===== Data extract

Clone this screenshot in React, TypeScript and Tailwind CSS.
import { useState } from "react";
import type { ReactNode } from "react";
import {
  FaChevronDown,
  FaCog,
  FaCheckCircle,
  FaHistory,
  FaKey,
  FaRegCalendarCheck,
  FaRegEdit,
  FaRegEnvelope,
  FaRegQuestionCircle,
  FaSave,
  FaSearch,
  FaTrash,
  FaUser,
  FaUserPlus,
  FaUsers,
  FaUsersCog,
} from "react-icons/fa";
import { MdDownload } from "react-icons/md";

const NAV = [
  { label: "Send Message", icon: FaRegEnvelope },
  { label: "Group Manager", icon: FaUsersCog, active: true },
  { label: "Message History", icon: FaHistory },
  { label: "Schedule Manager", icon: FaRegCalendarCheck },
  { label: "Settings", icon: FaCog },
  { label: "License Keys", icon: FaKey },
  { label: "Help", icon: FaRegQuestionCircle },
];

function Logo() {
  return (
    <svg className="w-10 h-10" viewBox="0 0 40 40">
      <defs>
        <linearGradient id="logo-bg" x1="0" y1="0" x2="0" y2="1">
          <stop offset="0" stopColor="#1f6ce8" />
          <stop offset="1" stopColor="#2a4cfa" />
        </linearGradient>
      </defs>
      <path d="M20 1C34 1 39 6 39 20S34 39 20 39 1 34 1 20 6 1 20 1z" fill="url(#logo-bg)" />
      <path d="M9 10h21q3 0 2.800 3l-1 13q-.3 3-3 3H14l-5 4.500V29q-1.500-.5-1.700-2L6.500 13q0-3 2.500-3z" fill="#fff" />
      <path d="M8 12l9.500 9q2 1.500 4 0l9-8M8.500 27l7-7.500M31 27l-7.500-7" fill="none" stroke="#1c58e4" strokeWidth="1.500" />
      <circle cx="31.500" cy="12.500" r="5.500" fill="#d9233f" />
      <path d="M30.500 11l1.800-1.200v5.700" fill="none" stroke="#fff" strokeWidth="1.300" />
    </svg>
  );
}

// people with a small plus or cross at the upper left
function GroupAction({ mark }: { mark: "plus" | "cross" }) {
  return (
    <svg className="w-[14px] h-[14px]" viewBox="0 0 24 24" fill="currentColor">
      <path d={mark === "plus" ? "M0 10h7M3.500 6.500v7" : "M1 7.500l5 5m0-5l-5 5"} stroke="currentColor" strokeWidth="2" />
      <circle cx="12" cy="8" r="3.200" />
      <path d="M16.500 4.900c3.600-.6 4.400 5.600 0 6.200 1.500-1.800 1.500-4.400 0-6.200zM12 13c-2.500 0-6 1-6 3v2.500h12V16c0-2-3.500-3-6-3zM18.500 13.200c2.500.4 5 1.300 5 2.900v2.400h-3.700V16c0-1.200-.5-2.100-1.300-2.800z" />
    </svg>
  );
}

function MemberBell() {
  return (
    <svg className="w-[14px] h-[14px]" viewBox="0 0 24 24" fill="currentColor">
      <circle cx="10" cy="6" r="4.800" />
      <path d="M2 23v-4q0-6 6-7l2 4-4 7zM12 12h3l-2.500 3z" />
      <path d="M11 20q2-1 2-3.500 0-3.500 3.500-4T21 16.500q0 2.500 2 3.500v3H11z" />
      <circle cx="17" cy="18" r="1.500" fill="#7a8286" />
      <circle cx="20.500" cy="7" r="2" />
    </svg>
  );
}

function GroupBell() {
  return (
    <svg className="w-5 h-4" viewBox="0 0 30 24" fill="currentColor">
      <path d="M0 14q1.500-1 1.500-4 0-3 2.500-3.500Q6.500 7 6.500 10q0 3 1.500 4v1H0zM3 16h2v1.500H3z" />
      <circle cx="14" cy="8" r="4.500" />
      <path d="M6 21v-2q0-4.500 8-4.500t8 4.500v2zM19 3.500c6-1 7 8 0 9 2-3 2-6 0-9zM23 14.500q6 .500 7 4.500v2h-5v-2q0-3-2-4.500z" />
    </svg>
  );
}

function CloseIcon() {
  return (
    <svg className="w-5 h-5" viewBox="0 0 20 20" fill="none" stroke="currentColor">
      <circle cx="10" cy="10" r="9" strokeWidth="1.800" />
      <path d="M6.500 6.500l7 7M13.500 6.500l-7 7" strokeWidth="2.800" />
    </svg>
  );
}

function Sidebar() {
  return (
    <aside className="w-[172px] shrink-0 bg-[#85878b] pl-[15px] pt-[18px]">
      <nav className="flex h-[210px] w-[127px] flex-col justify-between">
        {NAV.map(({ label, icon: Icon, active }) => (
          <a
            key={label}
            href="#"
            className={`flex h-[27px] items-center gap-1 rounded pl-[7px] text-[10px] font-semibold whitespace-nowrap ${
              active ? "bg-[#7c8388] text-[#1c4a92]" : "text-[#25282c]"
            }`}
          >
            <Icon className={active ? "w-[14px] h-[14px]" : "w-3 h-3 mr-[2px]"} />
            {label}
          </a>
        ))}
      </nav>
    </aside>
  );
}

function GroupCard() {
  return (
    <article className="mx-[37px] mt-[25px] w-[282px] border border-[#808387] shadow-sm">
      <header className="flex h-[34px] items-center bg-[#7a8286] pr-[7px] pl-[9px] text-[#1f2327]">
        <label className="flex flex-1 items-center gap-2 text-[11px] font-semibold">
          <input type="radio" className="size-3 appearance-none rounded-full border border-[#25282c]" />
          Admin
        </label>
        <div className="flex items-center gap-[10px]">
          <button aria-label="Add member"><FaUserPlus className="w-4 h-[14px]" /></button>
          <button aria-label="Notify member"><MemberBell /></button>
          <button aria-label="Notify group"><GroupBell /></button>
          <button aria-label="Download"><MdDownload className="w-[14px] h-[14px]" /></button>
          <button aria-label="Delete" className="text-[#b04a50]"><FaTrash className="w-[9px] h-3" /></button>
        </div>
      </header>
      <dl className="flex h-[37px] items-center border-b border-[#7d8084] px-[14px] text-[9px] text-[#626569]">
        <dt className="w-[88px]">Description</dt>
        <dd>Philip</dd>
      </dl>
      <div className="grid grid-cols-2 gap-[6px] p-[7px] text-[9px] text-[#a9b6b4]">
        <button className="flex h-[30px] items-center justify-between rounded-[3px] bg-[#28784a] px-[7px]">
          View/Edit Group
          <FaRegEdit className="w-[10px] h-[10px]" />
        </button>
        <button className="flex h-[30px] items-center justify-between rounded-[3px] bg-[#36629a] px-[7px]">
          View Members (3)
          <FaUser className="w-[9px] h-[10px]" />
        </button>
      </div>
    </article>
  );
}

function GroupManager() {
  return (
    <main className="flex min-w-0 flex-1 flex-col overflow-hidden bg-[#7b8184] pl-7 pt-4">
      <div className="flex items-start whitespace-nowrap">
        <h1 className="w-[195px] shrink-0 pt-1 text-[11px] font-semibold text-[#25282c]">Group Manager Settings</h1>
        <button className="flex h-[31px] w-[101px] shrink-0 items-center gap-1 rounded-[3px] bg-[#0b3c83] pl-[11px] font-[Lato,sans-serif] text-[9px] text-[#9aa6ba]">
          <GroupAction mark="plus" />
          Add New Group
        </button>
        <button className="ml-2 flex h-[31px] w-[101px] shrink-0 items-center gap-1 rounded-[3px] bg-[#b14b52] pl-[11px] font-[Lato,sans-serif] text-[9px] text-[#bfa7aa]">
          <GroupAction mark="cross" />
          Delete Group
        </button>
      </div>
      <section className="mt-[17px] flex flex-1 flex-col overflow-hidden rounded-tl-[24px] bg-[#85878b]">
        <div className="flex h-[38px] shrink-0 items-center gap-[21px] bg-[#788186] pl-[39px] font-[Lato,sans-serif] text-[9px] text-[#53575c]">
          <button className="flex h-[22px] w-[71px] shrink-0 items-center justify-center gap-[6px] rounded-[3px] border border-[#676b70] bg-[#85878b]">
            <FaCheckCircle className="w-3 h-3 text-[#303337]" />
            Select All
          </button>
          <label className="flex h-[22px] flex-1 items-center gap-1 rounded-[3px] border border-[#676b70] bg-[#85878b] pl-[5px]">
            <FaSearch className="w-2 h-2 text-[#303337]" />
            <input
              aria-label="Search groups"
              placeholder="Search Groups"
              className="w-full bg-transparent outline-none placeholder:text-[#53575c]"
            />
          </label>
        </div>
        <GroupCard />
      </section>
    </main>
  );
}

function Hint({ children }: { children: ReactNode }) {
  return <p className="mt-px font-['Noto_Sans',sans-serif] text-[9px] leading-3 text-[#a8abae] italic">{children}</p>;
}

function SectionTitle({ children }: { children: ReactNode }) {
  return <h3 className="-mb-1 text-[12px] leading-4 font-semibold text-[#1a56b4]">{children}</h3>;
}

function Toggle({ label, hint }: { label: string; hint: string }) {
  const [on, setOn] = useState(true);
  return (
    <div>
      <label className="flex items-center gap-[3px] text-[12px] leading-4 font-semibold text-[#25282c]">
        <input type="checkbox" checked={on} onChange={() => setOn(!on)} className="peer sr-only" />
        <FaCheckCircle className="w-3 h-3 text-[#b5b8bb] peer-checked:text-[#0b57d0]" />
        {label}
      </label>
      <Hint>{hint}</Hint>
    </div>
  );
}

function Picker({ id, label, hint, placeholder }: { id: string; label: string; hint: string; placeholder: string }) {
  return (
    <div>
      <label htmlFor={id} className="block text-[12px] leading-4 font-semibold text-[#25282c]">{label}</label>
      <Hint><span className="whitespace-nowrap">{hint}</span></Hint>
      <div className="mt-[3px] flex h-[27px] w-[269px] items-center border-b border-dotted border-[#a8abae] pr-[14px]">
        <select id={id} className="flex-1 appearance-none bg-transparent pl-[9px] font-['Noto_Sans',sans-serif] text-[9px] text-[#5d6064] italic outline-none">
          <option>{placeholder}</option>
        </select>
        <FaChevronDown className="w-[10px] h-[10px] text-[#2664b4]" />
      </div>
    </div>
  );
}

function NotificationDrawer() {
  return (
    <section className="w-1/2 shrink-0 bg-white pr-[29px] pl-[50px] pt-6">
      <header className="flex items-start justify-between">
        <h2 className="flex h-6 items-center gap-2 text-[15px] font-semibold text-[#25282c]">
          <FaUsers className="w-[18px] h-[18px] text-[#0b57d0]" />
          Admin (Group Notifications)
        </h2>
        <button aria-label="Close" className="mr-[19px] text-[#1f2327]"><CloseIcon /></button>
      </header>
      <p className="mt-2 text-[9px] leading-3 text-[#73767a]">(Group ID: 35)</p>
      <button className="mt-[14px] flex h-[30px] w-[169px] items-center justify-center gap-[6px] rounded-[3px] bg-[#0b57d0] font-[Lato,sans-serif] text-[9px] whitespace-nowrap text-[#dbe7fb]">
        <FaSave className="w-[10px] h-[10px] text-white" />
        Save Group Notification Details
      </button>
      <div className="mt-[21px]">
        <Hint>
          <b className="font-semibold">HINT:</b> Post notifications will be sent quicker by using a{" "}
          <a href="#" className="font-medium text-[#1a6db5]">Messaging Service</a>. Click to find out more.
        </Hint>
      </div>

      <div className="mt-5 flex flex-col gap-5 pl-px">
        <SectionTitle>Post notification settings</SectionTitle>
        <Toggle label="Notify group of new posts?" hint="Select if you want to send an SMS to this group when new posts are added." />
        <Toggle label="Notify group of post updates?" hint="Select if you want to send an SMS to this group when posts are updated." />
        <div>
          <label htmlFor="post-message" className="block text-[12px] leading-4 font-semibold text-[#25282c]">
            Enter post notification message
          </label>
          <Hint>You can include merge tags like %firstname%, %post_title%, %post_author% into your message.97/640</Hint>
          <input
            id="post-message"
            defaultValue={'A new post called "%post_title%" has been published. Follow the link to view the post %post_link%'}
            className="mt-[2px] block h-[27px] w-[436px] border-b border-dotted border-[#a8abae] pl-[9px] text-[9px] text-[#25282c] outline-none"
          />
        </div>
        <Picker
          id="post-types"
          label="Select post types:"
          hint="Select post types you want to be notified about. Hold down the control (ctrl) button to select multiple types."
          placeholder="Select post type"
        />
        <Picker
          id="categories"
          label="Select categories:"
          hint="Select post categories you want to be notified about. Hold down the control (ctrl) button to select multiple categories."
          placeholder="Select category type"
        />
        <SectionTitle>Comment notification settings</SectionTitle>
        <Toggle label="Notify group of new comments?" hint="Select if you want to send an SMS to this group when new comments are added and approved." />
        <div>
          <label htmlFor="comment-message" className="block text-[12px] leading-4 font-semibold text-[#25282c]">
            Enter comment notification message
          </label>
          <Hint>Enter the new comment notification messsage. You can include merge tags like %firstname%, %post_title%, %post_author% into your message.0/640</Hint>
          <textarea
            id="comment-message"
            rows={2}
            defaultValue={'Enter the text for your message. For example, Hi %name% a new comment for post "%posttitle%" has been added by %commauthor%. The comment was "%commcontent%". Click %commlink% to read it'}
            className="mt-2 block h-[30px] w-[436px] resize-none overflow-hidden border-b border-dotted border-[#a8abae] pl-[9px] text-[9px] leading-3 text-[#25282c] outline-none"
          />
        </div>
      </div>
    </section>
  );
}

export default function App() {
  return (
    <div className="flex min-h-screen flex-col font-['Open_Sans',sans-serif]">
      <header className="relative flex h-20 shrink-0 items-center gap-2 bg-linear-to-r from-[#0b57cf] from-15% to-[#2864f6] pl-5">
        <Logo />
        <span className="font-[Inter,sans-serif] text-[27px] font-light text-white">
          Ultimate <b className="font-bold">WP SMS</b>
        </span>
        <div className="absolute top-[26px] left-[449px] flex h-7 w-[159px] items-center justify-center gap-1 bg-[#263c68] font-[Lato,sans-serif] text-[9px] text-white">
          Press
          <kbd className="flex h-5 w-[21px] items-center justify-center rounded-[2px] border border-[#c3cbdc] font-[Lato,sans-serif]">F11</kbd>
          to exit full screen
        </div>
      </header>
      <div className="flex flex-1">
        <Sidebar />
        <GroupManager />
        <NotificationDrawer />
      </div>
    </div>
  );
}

==========

▶ [Description of the task] In the material above, how many lines hold the word "this"? Say only the number.

▶ [Result] 4